Between 1984 and 1985, Jean-Michel Basquiat (1960-1988) and Andy Warhol (1928-1987) created around 160 paintings together in tandem, "à quatre mains", including some of the largest works produced during their respective careers. Keith Haring (1958-1990), who witnessed their friendship and collaboration production, would go on to speak of a "conversation occurring through painting, instead of words," and of two minds merging to create a "third distinctive and unique mind."
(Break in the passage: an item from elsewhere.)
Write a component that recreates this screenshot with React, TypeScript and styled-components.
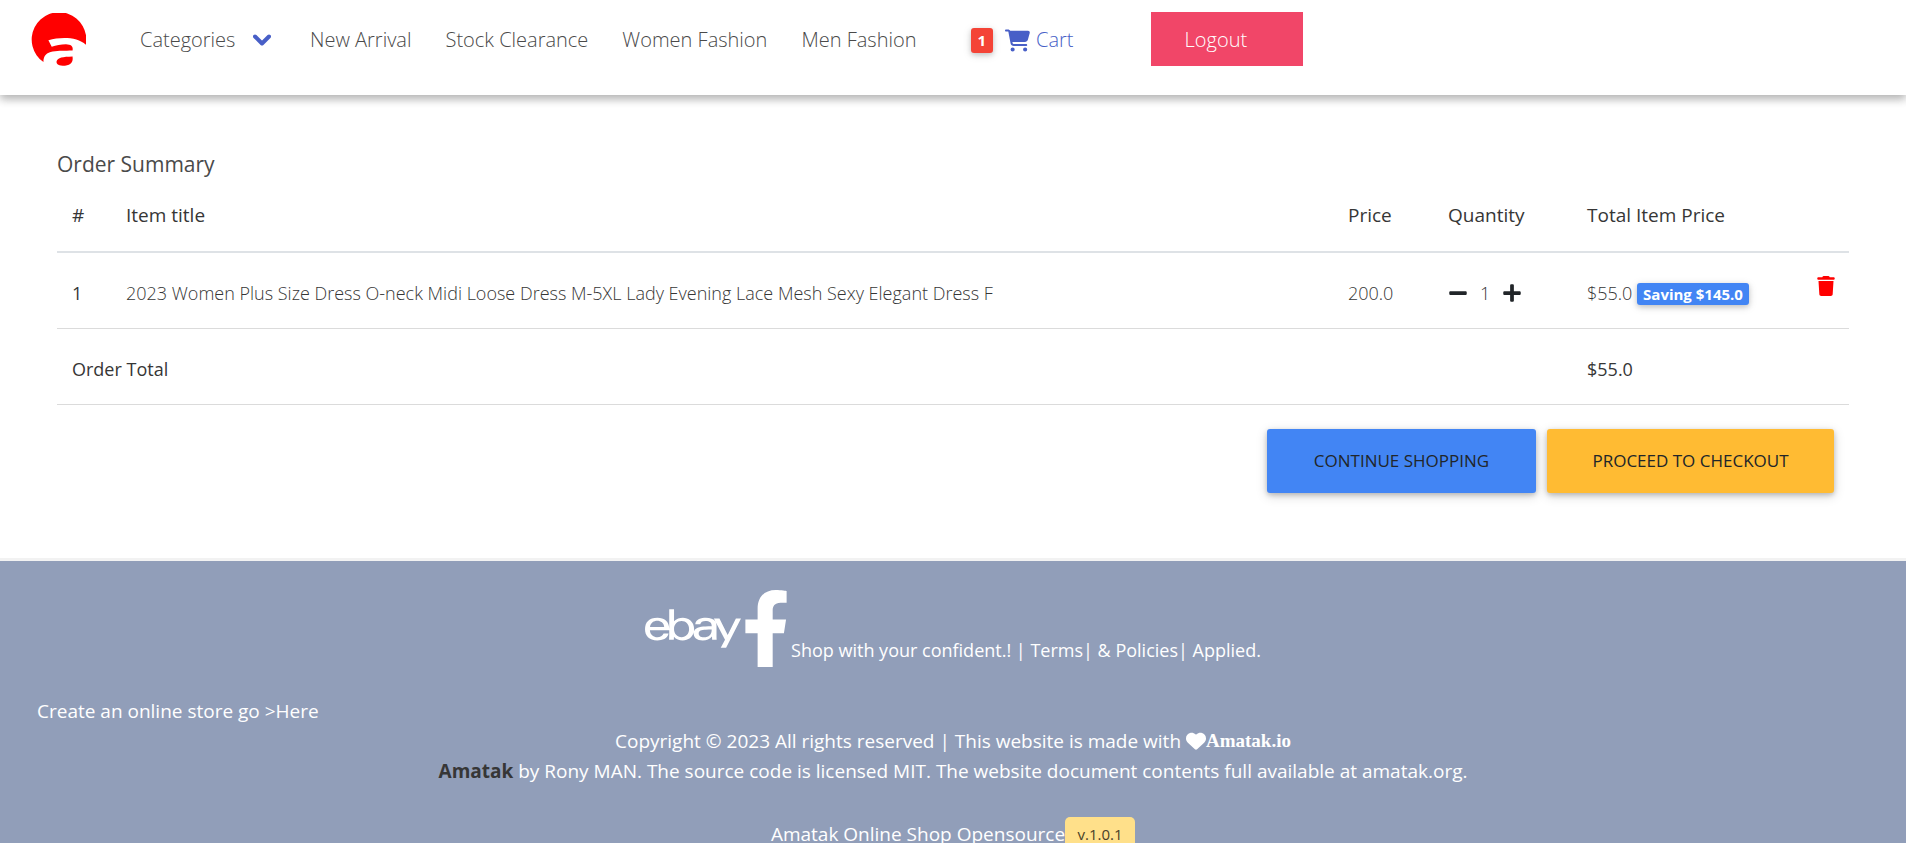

"Basquiat × Warhol. Painting four hands" is the most important exhibition ever dedicated to this extraordinary body of work and brings together more than three hundred works and documents including eighty canvases jointly signed by the two artists. Also featured are individual works by each as well as a set of works by other major artists (Futura 2000, Michael Halsband, Keith Haring, Jenny Holzer, Kenny Scharf...…) in order to evoke the energy of the New York downtown art scene of the 1980s.

LOUIS VUITTON × Takashi Murakami

Louis Vuitton collaborated with Japanese contemporary artist Takashi Murakami for the first time in 2003. They introduced the popular multicoloured monogram print. The bags from this collection are still deemed as 'it bags' even though they stopped producing the line in 2015.

Iconic films My Neighbour Totoro and Spirited Away served as inspiration for the 2021 and 2022 capsules, respectively.

Loewe's signature Puzzle bag was reimagined with a smattering of Susuwatari (the studio's mischievous Sootsprites), while T-shirts and hoodies were illustrated with fantastical scenes from the films.

A trip to the Guggenheim in 2007 to see Richard Prince's Spiritual America exhibition inspired Marc Jacobs, then creative director at Louis Vuitton, to collaborate with the artist. The house's spring/summer 2008 show featured 12 iconic supermodels wearing translucent nurse uniforms (an homage to Prince's famous Nurse paintings) and – somewhat prophetically – lace face masks, as well as bags emblazoned with artwork from Prince's Jokes series.